On s'attache à ce gamin, et pas seulement parce qu'on redoute le pire. On s'attache à ce gamin qu'on voudrait voir grandir en étant choyé, entouré, insouciant... Libre, comme devraient l'être tous les gamins du monde, avant que l'âge ne les propulse dans le monde adulte, que les soucis existentiels les rattrapent. Si Kévin est précoce, c'est bien dans ce domaine, celui des problèmes existentiels...
Jean-Baptiste Aubert nous propose avec ce premier roman une variation sur le roman picaresque. Mais, il perd en route la dimension comique que contient généralement ce genre littéraire. A la place, il nous offre un roman tendre et douloureux sur un gamin déboussolé qui ne cherche plus de garde-fous auxquels se raccrocher. Mais, peut-être existent-ils, malgré tout ?
"11 ans" est une lecture bouleversante, mais j'y ai senti percer une lueur d'espoir au coeur de la noirceur. En disant cela, j'en dis peut-être trop... Il ne s'agit pas d'un roman à suspense, en tout cas, ce n'est pas le but, mais l'indécision sur ce que va faire Kévin doit demeurer. Il faut que le lecteur s'interroge, qu'il reste tendu, qu'il redoute le pire.
Le dernier parti pris que je vais évoquer dans ce billet, c'est le choix d'une fin ouverte. Chacun pourra donc se faire sa propre idée sur l'avenir de Kévin. Et c'est cela qui, assez curieusement, a suscité chez moi un certain optimisme. Assez curieusement, car je me considère comme un lecteur plutôt pessimiste de nature, mais pas ici.
Je n'ai aucun doute sur le fait qu'il y aura des lecteurs pour voir, dans cette fin, une issue bien différente de celle que j'envisage. Et, alors que je viens de relire la dernière page, je suis déjà moins affirmatif. Mais quelques mots, une courte phrase, cinq mots, me convainquent que cet optimisme est fondé. Et pas seulement comme un effet de la méthode Coué.

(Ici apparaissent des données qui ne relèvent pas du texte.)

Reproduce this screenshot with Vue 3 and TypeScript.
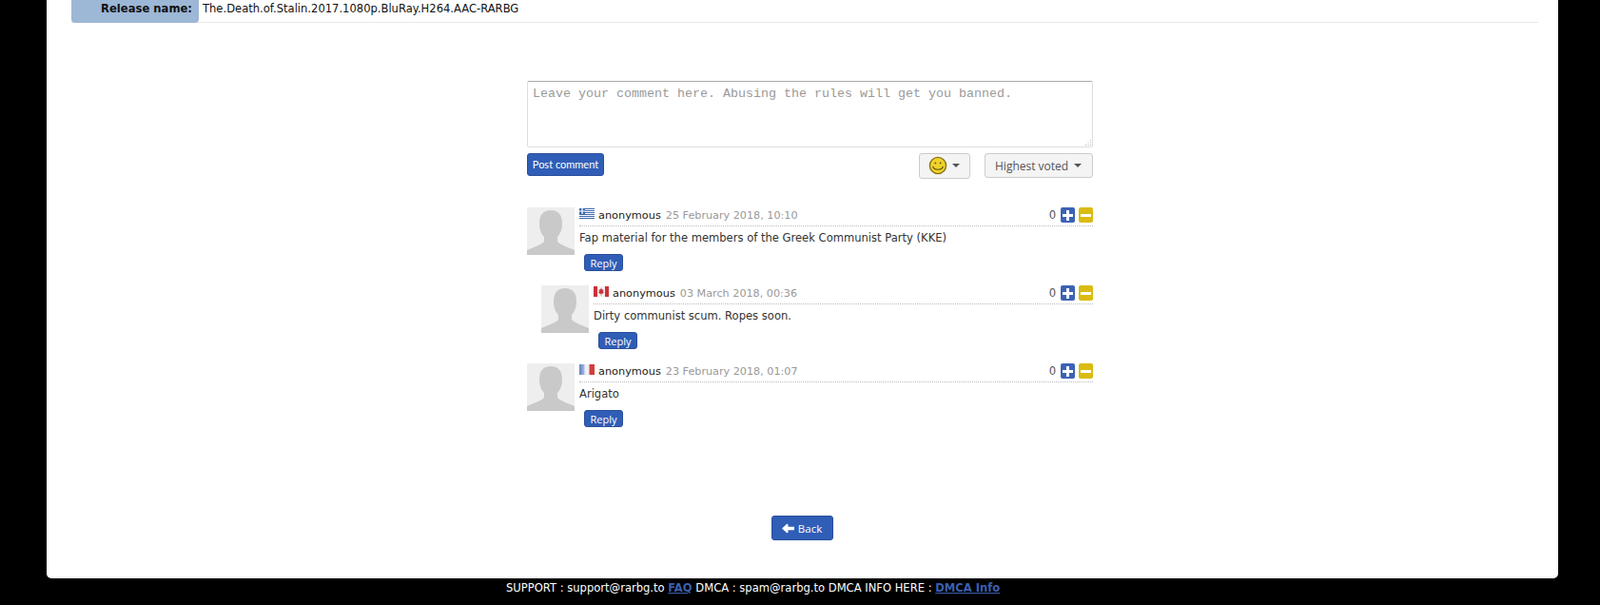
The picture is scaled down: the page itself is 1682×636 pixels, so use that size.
<script setup lang="ts">
type Flag = 'gr' | 'ca' | 'fr'

interface Comment {
  id: number
  flag: Flag
  date: string
  text: string
  nested?: boolean
}

const comments: Comment[] = [
  { id: 1, flag: 'gr', date: '25 February 2018, 10:10', text: 'Fap material for the members of the Greek Communist Party (KKE)' },
  { id: 2, flag: 'ca', date: '03 March 2018, 00:36', text: 'Dirty communist scum. Ropes soon.', nested: true },
  { id: 3, flag: 'fr', date: '23 February 2018, 01:07', text: 'Arigato' }
]
</script>

<template>
  <div class="page">
    <main class="panel">
      <div class="release-row">
        <div class="release-label">Release name:</div>
        <div class="release-value">The.Death.of.Stalin.2017.1080p.BluRay.H264.AAC-RARBG</div>
      </div>

      <section class="comments">
        <div class="box-wrap">
          <textarea class="comment-box" placeholder="Leave your comment here. Abusing the rules will get you banned."></textarea>
          <svg class="grip" width="8" height="8" viewBox="0 0 8 8">
            <path d="M6 1h1v1H6zM6 3.500h1v1H6zM6 6h1v1H6zM3.500 3.500h1v1h-1zM3.500 6h1v1h-1zM1 6h1v1H1z" fill="#aaa" />
          </svg>
        </div>
        <div class="form-actions">
          <button class="btn btn-blue post">Post comment</button>
          <div class="form-right">
            <button class="btn btn-light smile-btn">
              <svg width="20" height="20" viewBox="0 0 20 20">
                <circle cx="10" cy="10" r="8.600" fill="#f0d22c" stroke="#8a761a" stroke-width="1.400" />
                <circle cx="7.400" cy="7.400" r="0.900" fill="#5b4d10" />
                <circle cx="12.600" cy="7.400" r="0.900" fill="#5b4d10" />
                <path d="M4.600 10.800 C6 15.400 14 15.400 15.400 10.800" fill="none" stroke="#5b4d10" stroke-width="1.100" />
              </svg>
              <span class="caret"></span>
            </button>
            <button class="btn btn-light sort-btn">Highest voted <span class="caret"></span></button>
          </div>
        </div>

        <article v-for="c in comments" :key="c.id" class="comment" :class="{ nested: c.nested }">
          <div class="avatar">
            <svg width="50" height="50" viewBox="0 0 50 50">
              <rect width="50" height="50" fill="#eeeeee" />
              <path d="M25 3 C33 3 37 8 37 17 C37 23 35 28 32 31 L32 36 C36 40 44 42 50 45 L50 50 L0 50 L0 45 C6 42 14 40 18 36 L18 31 C15 28 13 23 13 17 C13 8 17 3 25 3 Z" fill="#c9c9c9" />
            </svg>
          </div>
          <div class="comment-body">
            <div class="comment-head">
              <svg v-if="c.flag === 'gr'" class="flag" width="16" height="11" viewBox="0 0 16 11">
                <rect width="16" height="11" fill="#fff" />
                <path d="M0 .5h16M6 2.500h10M6 4.500h10M0 6.500h16M0 8.500h16M0 10.500h16" stroke="#3f68ad" stroke-width="1" />
                <rect width="6" height="6" fill="#3f68ad" />
                <path d="M3 0v6M0 3h6" stroke="#fff" stroke-width="1.200" />
              </svg>
              <svg v-else-if="c.flag === 'ca'" class="flag" width="16" height="11" viewBox="0 0 16 11">
                <rect width="16" height="11" fill="#f6eeee" />
                <rect width="4" height="11" fill="#c9323a" />
                <rect x="12" width="4" height="11" fill="#c9323a" />
                <path d="M8 1.500 L9 3.800 L10.500 3.200 L10 6 L11.200 6.200 L9 8 L8.300 7.600 L8.300 9.500 L7.700 9.500 L7.700 7.600 L7 8 L4.800 6.200 L6 6 L5.500 3.200 L7 3.800 Z" fill="#c9323a" />
              </svg>
              <svg v-else class="flag" width="16" height="11" viewBox="0 0 16 11">
                <defs>
                  <linearGradient id="fr-left" x1="0" x2="1" y1="0" y2="0">
                    <stop offset="0" stop-color="#5f7fbd" />
                    <stop offset="1" stop-color="#a9bcdf" />
                  </linearGradient>
                </defs>
                <rect width="16" height="11" fill="#eef0f5" />
                <rect width="5.500" height="11" fill="url(#fr-left)" />
                <rect x="10.500" width="5.500" height="11" fill="#d33c3c" />
              </svg>
              <span class="author">anonymous</span>
              <span class="date">{{ c.date }}</span>
              <div class="votes">
                <span class="score">0</span>
                <button class="vote vote-up">
                  <svg width="11" height="11" viewBox="0 0 11 11"><path d="M4 0h3v4h4v3H7v4H4V7H0V4h4z" fill="#fff" /></svg>
                </button>
                <button class="vote vote-down">
                  <svg width="11" height="11" viewBox="0 0 11 11"><path d="M0 4h11v3H0z" fill="#fff" /></svg>
                </button>
              </div>
            </div>
            <p class="comment-text">{{ c.text }}</p>
            <button class="btn btn-blue reply">Reply</button>
          </div>
        </article>
      </section>

      <div class="back-wrap">
        <button class="btn btn-blue back">
          <svg width="13" height="11" viewBox="0 0 13 11"><path d="M0 5.500 L5.500 0.500 L6.500 1.500 L6.500 3.800 L13 3.800 L13 7.200 L6.500 7.200 L6.500 9.500 L5.500 10.500 Z" fill="#fff" /></svg>
          Back
        </button>
      </div>
    </main>

    <footer class="site-footer">
      SUPPORT : support@rarbg.to <a href="#">FAQ</a> DMCA : spam@rarbg.to DMCA INFO HERE : <a href="#">DMCA Info</a>
    </footer>
  </div>
</template>

<style>
html, body {
  background: #000;
  overflow: hidden;
}
</style>

<style scoped>
.page {
  font-family: "DejaVu Sans", Verdana, sans-serif;
  font-size: 11.55px;
  color: #333;
}

.panel {
  margin: 0 44px 0 49px;
  height: 608px;
  box-sizing: border-box;
  padding: 0 21px 0 26px;
  background: #fff;
  border-radius: 0 0 5px 5px;
}

.release-row {
  display: flex;
  height: 23px;
  border-bottom: 1px solid #e8e8e8;
}

.release-label {
  width: 134px;
  height: 24px;
  box-sizing: border-box;
  padding: 2px 7px 0 0;
  background: #9db7d6;
  border-radius: 0 0 4px 4px;
  text-align: right;
  font-weight: bold;
  font-size: 11.6px;
  line-height: 15px;
  color: #111;
}

.release-value {
  padding: 2px 0 0 4px;
  line-height: 15px;
  color: #111;
}

.comments {
  width: 595px;
  margin: 61px 0 0 479px;
}

.box-wrap {
  position: relative;
}

.grip {
  position: absolute;
  right: 1px;
  bottom: 1px;
}

.comment-box {
  display: block;
  width: 100%;
  height: 70px;
  box-sizing: border-box;
  padding: 5px 5px;
  border: 1px solid #ddd;
  border-top-color: #aaa;
  border-radius: 2px;
  font-family: "Liberation Mono", monospace;
  font-size: 13.33px;
  outline: none;
  resize: none;
}

.comment-box::placeholder {
  color: #9a9a9a;
}

.form-actions {
  display: flex;
  justify-content: space-between;
  align-items: flex-start;
  height: 27px;
  margin: 6px 0 30px;
}

.form-right {
  display: flex;
  gap: 15px;
}

.btn {
  box-sizing: border-box;
  border-radius: 3px;
  font-family: "Open Sans", sans-serif;
  cursor: pointer;
}

.btn-blue {
  display: block;
  background: #305db6;
  border: 1px solid #2a4f9c;
  color: #fff;
}

.btn-light {
  display: flex;
  align-items: center;
  background: #f4f4f4;
  border: 1px solid #ccc;
  color: #555;
  font-size: 12px;
}

.post {
  width: 81px;
  height: 24px;
  padding: 0 0 2px;
  font-family: Lato, sans-serif;
  font-size: 11px;
}

.smile-btn {
  width: 54px;
  height: 27px;
  padding: 0 0 1px 9px;
  gap: 5px;
}

.sort-btn {
  width: 114px;
  height: 26px;
  padding: 0 0 0 10px;
  gap: 6px;
}

.caret {
  width: 0;
  height: 0;
  border-top: 4px solid #555;
  border-left: 4px solid transparent;
  border-right: 4px solid transparent;
}

.comment {
  display: flex;
  height: 67px;
  margin-bottom: 15px;
}

.comment.nested {
  margin-left: 15px;
}

.avatar {
  width: 50px;
  height: 50px;
  flex-shrink: 0;
}

.avatar svg {
  display: block;
}

.comment-body {
  flex: 1;
  margin-left: 5px;
}

.comment-head {
  display: flex;
  align-items: flex-start;
  height: 19px;
  border-bottom: 1px dotted #bbb;
}

.flag {
  margin: 1px 4px 0 0;
}

.author {
  font-size: 11.3px;
  line-height: 15px;
  margin-top: 1px;
  color: #222;
}

.date {
  margin: 1px 0 0 5px;
  font-size: 11.2px;
  line-height: 15px;
  color: #999;
}

.votes {
  display: flex;
  align-items: center;
  gap: 4px;
  margin-left: auto;
}

.score {
  margin-right: 1px;
  color: #555;
}

.vote {
  display: flex;
  align-items: center;
  justify-content: center;
  width: 15px;
  height: 16px;
  padding: 0;
  border: none;
  border-radius: 2px;
}

.vote-up {
  background: #3c62b5;
}

.vote-down {
  background: #dabb12;
}

.comment-text {
  margin: 0;
  height: 29px;
  line-height: 25px;
}

.reply {
  width: 41px;
  height: 18px;
  margin-left: 5px;
  padding: 0;
  font-size: 11px;
}

.back-wrap {
  display: flex;
  justify-content: center;
  margin-top: 93px;
  padding-right: 6px;
}

.back {
  display: flex;
  align-items: center;
  justify-content: center;
  gap: 4px;
  width: 65px;
  height: 26px;
  padding: 0;
  font-size: 11.5px;
}

.site-footer {
  margin-left: 532px;
  padding-top: 3px;
  color: #fff;
}

.site-footer a {
  color: #3a5fb0;
  font-weight: bold;
}
</style>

A vous de vous faire votre idée là-dessus. A vous de faire la connaissance de Kévin, petit bonhomme courageux. A vous de l'accompagner dans cette pré-adolescence difficile, de ressentir cette violence qui pèse sur ses épaules, de chercher des réponses à ses questions... A vous de lire "11 ans" et d'en sortir différent, une fois la dernière page tournée.